Short task — Filter this data down to the lines that hold "with", and copy them.

Records provided —
▬▬▬

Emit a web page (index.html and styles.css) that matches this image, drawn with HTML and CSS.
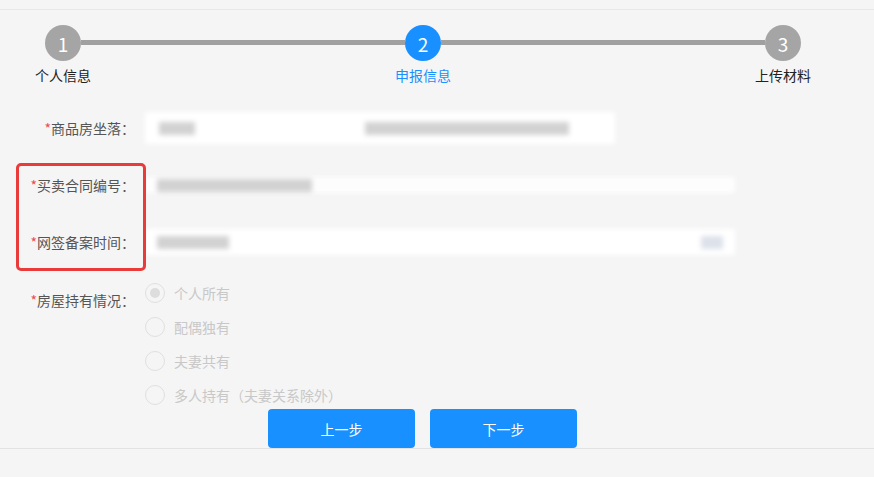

▬▬▬

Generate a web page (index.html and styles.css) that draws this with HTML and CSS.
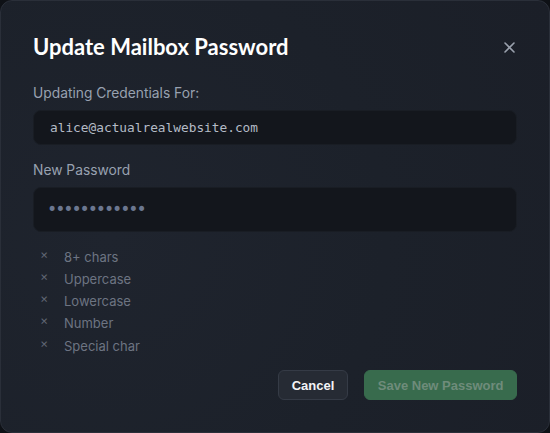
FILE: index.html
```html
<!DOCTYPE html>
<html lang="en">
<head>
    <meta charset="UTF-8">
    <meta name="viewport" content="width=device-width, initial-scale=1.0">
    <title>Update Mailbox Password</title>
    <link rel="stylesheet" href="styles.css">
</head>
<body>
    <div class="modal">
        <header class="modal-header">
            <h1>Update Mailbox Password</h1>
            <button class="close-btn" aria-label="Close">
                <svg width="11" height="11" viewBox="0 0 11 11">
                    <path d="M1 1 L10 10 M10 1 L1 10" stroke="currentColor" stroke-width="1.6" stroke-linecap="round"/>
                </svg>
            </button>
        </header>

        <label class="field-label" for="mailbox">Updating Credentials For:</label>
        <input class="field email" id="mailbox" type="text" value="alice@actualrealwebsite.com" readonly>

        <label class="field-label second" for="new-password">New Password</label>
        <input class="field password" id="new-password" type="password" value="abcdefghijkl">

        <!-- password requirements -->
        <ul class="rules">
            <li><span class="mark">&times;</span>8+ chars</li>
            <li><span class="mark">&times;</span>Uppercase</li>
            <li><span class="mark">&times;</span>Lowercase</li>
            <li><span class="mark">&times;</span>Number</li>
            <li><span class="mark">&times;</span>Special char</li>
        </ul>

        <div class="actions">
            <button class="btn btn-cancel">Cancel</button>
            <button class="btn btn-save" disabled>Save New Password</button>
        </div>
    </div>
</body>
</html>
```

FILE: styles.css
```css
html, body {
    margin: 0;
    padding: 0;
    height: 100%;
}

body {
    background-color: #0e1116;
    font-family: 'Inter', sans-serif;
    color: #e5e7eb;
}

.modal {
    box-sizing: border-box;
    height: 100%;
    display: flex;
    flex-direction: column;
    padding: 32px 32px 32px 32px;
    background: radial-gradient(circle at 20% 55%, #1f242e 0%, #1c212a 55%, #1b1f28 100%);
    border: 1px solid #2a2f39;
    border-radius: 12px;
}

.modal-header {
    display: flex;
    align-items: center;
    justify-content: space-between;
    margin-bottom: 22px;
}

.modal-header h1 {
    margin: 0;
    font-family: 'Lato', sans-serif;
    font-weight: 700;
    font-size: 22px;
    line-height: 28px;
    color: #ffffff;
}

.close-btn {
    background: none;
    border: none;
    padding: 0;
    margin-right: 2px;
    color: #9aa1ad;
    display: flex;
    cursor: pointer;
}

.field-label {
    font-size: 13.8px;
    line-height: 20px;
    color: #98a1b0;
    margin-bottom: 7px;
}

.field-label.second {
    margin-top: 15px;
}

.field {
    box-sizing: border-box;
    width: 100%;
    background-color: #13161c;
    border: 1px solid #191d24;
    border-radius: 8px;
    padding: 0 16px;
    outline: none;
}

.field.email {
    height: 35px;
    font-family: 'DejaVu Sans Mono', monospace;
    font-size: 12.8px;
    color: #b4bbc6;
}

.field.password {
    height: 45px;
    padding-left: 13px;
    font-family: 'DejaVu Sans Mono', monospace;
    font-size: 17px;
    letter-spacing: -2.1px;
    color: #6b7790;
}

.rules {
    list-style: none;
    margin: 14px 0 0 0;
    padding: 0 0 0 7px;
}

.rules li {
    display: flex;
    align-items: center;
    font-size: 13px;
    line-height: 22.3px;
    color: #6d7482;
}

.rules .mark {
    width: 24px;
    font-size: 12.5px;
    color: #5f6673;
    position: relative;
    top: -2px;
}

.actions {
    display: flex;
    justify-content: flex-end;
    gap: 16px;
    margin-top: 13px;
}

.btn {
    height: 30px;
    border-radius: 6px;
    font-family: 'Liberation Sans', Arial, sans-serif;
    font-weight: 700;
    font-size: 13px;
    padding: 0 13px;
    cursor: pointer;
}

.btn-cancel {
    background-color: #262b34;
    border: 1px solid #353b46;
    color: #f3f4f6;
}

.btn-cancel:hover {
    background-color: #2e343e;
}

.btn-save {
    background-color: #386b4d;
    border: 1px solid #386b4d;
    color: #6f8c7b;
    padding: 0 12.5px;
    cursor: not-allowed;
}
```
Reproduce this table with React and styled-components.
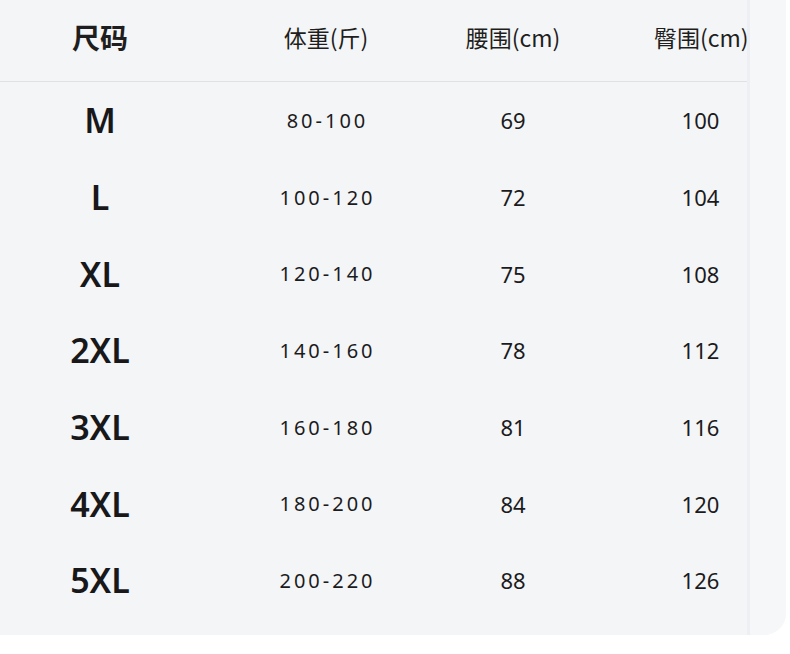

▬▬▬

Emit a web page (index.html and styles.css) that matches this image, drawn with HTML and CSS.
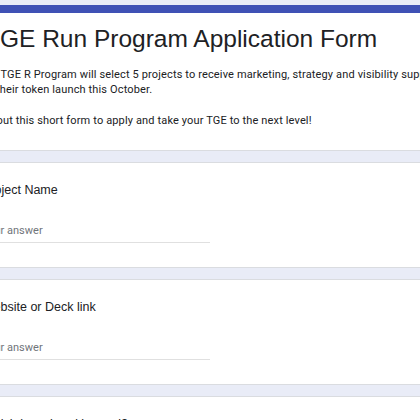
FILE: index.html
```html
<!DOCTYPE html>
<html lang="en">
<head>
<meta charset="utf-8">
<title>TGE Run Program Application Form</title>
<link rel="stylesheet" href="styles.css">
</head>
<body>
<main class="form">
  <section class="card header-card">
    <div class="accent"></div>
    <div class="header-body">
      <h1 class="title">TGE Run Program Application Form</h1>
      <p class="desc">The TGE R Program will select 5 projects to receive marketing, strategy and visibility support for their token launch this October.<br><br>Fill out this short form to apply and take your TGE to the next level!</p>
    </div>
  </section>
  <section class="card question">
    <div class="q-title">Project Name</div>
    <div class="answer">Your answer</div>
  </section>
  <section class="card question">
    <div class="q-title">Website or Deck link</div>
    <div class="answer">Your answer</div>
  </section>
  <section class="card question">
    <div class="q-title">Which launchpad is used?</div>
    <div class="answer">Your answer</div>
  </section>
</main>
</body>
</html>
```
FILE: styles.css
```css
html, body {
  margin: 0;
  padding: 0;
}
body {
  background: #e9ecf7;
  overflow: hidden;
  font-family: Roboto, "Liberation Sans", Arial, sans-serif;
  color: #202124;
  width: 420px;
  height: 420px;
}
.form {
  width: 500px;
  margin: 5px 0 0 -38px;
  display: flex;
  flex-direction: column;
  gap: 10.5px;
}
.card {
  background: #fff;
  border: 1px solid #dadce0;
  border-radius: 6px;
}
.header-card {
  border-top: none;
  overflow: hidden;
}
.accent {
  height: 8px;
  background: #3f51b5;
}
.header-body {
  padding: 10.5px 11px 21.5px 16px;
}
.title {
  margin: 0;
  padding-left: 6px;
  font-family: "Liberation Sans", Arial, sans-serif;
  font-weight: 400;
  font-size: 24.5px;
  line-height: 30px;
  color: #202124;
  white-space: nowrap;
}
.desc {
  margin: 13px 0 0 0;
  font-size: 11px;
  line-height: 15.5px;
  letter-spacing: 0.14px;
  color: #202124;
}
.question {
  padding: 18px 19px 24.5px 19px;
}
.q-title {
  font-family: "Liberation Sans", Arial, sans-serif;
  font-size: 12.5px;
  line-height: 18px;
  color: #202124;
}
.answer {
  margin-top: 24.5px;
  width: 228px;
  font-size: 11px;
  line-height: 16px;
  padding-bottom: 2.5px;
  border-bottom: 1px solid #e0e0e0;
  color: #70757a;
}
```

▬▬▬

Task answer —
Emit a web page (index.html and styles.css) that matches this image, drawn with HTML and CSS.
Generate a web page (index.html and styles.css) that draws this with HTML and CSS.
Reproduce this table with React and styled-components.
Emit a web page (index.html and styles.css) that matches this image, drawn with HTML and CSS.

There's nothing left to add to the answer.